**AIM OF THE EXERCISE**
Can you quote the records below in full, word for word?

═════ TASK DATA ═════

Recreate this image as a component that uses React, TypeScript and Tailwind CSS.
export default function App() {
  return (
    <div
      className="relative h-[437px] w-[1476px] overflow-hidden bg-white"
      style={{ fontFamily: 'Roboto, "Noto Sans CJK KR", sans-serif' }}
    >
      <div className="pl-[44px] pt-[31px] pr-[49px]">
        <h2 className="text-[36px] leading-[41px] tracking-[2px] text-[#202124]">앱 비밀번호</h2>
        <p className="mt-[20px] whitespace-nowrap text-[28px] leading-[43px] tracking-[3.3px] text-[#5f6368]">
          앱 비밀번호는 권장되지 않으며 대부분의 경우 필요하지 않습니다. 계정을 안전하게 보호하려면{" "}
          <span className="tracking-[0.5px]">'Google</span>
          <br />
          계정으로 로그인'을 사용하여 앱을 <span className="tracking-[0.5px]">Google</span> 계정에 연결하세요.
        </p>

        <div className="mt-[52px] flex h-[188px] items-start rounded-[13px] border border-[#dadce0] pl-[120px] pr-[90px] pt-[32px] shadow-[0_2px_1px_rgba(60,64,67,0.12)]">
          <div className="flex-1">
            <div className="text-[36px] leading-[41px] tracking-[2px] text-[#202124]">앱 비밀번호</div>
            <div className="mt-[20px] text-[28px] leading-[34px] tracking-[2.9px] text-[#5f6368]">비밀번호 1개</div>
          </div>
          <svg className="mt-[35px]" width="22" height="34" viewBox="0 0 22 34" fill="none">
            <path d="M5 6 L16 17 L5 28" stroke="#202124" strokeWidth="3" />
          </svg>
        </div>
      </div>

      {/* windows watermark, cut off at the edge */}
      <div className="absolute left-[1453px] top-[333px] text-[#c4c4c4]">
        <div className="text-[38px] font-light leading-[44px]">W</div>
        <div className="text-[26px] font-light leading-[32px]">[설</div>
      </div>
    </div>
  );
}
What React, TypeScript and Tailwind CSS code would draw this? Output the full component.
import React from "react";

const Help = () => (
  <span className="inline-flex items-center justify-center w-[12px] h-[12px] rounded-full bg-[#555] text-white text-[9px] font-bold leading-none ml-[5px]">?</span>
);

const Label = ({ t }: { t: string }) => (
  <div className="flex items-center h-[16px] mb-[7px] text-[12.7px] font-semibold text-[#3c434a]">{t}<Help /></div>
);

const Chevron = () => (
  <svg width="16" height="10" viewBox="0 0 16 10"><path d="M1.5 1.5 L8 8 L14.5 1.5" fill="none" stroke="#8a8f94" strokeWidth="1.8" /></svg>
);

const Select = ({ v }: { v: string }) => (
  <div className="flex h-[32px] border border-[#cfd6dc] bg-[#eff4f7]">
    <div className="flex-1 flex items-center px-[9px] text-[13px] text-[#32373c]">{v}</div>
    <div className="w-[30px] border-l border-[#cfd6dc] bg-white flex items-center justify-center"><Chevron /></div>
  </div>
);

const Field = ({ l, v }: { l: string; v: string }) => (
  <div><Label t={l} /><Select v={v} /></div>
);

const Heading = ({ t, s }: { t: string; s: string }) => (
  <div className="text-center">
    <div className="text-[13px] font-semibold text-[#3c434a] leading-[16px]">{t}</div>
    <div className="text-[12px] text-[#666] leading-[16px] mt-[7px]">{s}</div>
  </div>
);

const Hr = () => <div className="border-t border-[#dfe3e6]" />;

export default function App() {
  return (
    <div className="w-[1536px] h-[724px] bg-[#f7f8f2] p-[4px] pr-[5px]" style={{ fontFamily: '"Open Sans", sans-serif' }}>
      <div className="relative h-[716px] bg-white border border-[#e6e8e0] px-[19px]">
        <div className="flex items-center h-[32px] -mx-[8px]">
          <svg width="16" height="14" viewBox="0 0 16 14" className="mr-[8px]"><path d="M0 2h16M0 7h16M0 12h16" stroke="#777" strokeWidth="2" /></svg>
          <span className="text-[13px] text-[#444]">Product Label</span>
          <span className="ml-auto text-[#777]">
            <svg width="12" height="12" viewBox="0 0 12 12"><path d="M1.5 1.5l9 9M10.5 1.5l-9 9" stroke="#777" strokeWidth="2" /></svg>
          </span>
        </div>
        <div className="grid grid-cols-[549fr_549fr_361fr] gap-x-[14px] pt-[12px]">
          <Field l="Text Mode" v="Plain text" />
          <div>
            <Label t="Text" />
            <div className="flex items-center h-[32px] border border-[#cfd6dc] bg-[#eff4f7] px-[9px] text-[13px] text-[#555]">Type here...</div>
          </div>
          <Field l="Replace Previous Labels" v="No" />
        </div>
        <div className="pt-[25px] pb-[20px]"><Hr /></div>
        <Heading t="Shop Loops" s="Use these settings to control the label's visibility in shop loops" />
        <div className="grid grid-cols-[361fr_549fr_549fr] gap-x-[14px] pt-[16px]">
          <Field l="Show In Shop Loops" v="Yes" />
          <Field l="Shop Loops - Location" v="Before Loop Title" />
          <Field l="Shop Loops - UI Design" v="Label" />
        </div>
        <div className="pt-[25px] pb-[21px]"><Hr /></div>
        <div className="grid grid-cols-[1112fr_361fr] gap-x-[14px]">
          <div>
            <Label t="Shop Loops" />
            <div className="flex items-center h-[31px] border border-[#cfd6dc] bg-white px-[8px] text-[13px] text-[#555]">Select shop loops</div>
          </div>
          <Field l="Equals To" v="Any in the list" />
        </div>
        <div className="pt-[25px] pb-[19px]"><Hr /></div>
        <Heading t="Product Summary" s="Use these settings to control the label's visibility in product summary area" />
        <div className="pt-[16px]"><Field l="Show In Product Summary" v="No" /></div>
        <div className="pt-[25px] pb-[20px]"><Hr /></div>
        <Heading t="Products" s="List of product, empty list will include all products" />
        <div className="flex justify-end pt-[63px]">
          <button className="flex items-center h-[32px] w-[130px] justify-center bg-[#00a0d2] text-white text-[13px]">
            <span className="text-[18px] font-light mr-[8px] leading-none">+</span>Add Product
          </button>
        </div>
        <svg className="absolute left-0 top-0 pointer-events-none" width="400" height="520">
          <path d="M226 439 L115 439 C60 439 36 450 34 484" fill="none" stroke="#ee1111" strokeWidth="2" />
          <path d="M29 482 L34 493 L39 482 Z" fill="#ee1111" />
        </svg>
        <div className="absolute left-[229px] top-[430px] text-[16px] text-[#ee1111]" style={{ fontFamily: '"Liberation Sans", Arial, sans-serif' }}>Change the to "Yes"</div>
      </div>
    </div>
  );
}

═════

**SOLVED EXERCISE**
Recreate this image as a component that uses React, TypeScript and Tailwind CSS.
export default function App() {
  return (
    <div
      className="relative h-[437px] w-[1476px] overflow-hidden bg-white"
      style={{ fontFamily: 'Roboto, "Noto Sans CJK KR", sans-serif' }}
    >
      <div className="pl-[44px] pt-[31px] pr-[49px]">
        <h2 className="text-[36px] leading-[41px] tracking-[2px] text-[#202124]">앱 비밀번호</h2>
        <p className="mt-[20px] whitespace-nowrap text-[28px] leading-[43px] tracking-[3.3px] text-[#5f6368]">
          앱 비밀번호는 권장되지 않으며 대부분의 경우 필요하지 않습니다. 계정을 안전하게 보호하려면{" "}
          <span className="tracking-[0.5px]">'Google</span>
          <br />
          계정으로 로그인'을 사용하여 앱을 <span className="tracking-[0.5px]">Google</span> 계정에 연결하세요.
        </p>

        <div className="mt-[52px] flex h-[188px] items-start rounded-[13px] border border-[#dadce0] pl-[120px] pr-[90px] pt-[32px] shadow-[0_2px_1px_rgba(60,64,67,0.12)]">
          <div className="flex-1">
            <div className="text-[36px] leading-[41px] tracking-[2px] text-[#202124]">앱 비밀번호</div>
            <div className="mt-[20px] text-[28px] leading-[34px] tracking-[2.9px] text-[#5f6368]">비밀번호 1개</div>
          </div>
          <svg className="mt-[35px]" width="22" height="34" viewBox="0 0 22 34" fill="none">
            <path d="M5 6 L16 17 L5 28" stroke="#202124" strokeWidth="3" />
          </svg>
        </div>
      </div>

      {/* windows watermark, cut off at the edge */}
      <div className="absolute left-[1453px] top-[333px] text-[#c4c4c4]">
        <div className="text-[38px] font-light leading-[44px]">W</div>
        <div className="text-[26px] font-light leading-[32px]">[설</div>
      </div>
    </div>
  );
}
What React, TypeScript and Tailwind CSS code would draw this? Output the full component.
import React from "react";

const Help = () => (
  <span className="inline-flex items-center justify-center w-[12px] h-[12px] rounded-full bg-[#555] text-white text-[9px] font-bold leading-none ml-[5px]">?</span>
);

const Label = ({ t }: { t: string }) => (
  <div className="flex items-center h-[16px] mb-[7px] text-[12.7px] font-semibold text-[#3c434a]">{t}<Help /></div>
);

const Chevron = () => (
  <svg width="16" height="10" viewBox="0 0 16 10"><path d="M1.5 1.5 L8 8 L14.5 1.5" fill="none" stroke="#8a8f94" strokeWidth="1.8" /></svg>
);

const Select = ({ v }: { v: string }) => (
  <div className="flex h-[32px] border border-[#cfd6dc] bg-[#eff4f7]">
    <div className="flex-1 flex items-center px-[9px] text-[13px] text-[#32373c]">{v}</div>
    <div className="w-[30px] border-l border-[#cfd6dc] bg-white flex items-center justify-center"><Chevron /></div>
  </div>
);

const Field = ({ l, v }: { l: string; v: string }) => (
  <div><Label t={l} /><Select v={v} /></div>
);

const Heading = ({ t, s }: { t: string; s: string }) => (
  <div className="text-center">
    <div className="text-[13px] font-semibold text-[#3c434a] leading-[16px]">{t}</div>
    <div className="text-[12px] text-[#666] leading-[16px] mt-[7px]">{s}</div>
  </div>
);

const Hr = () => <div className="border-t border-[#dfe3e6]" />;

export default function App() {
  return (
    <div className="w-[1536px] h-[724px] bg-[#f7f8f2] p-[4px] pr-[5px]" style={{ fontFamily: '"Open Sans", sans-serif' }}>
      <div className="relative h-[716px] bg-white border border-[#e6e8e0] px-[19px]">
        <div className="flex items-center h-[32px] -mx-[8px]">
          <svg width="16" height="14" viewBox="0 0 16 14" className="mr-[8px]"><path d="M0 2h16M0 7h16M0 12h16" stroke="#777" strokeWidth="2" /></svg>
          <span className="text-[13px] text-[#444]">Product Label</span>
          <span className="ml-auto text-[#777]">
            <svg width="12" height="12" viewBox="0 0 12 12"><path d="M1.5 1.5l9 9M10.5 1.5l-9 9" stroke="#777" strokeWidth="2" /></svg>
          </span>
        </div>
        <div className="grid grid-cols-[549fr_549fr_361fr] gap-x-[14px] pt-[12px]">
          <Field l="Text Mode" v="Plain text" />
          <div>
            <Label t="Text" />
            <div className="flex items-center h-[32px] border border-[#cfd6dc] bg-[#eff4f7] px-[9px] text-[13px] text-[#555]">Type here...</div>
          </div>
          <Field l="Replace Previous Labels" v="No" />
        </div>
        <div className="pt-[25px] pb-[20px]"><Hr /></div>
        <Heading t="Shop Loops" s="Use these settings to control the label's visibility in shop loops" />
        <div className="grid grid-cols-[361fr_549fr_549fr] gap-x-[14px] pt-[16px]">
          <Field l="Show In Shop Loops" v="Yes" />
          <Field l="Shop Loops - Location" v="Before Loop Title" />
          <Field l="Shop Loops - UI Design" v="Label" />
        </div>
        <div className="pt-[25px] pb-[21px]"><Hr /></div>
        <div className="grid grid-cols-[1112fr_361fr] gap-x-[14px]">
          <div>
            <Label t="Shop Loops" />
            <div className="flex items-center h-[31px] border border-[#cfd6dc] bg-white px-[8px] text-[13px] text-[#555]">Select shop loops</div>
          </div>
          <Field l="Equals To" v="Any in the list" />
        </div>
        <div className="pt-[25px] pb-[19px]"><Hr /></div>
        <Heading t="Product Summary" s="Use these settings to control the label's visibility in product summary area" />
        <div className="pt-[16px]"><Field l="Show In Product Summary" v="No" /></div>
        <div className="pt-[25px] pb-[20px]"><Hr /></div>
        <Heading t="Products" s="List of product, empty list will include all products" />
        <div className="flex justify-end pt-[63px]">
          <button className="flex items-center h-[32px] w-[130px] justify-center bg-[#00a0d2] text-white text-[13px]">
            <span className="text-[18px] font-light mr-[8px] leading-none">+</span>Add Product
          </button>
        </div>
        <svg className="absolute left-0 top-0 pointer-events-none" width="400" height="520">
          <path d="M226 439 L115 439 C60 439 36 450 34 484" fill="none" stroke="#ee1111" strokeWidth="2" />
          <path d="M29 482 L34 493 L39 482 Z" fill="#ee1111" />
        </svg>
        <div className="absolute left-[229px] top-[430px] text-[16px] text-[#ee1111]" style={{ fontFamily: '"Liberation Sans", Arial, sans-serif' }}>Change the to "Yes"</div>
      </div>
    </div>
  );
}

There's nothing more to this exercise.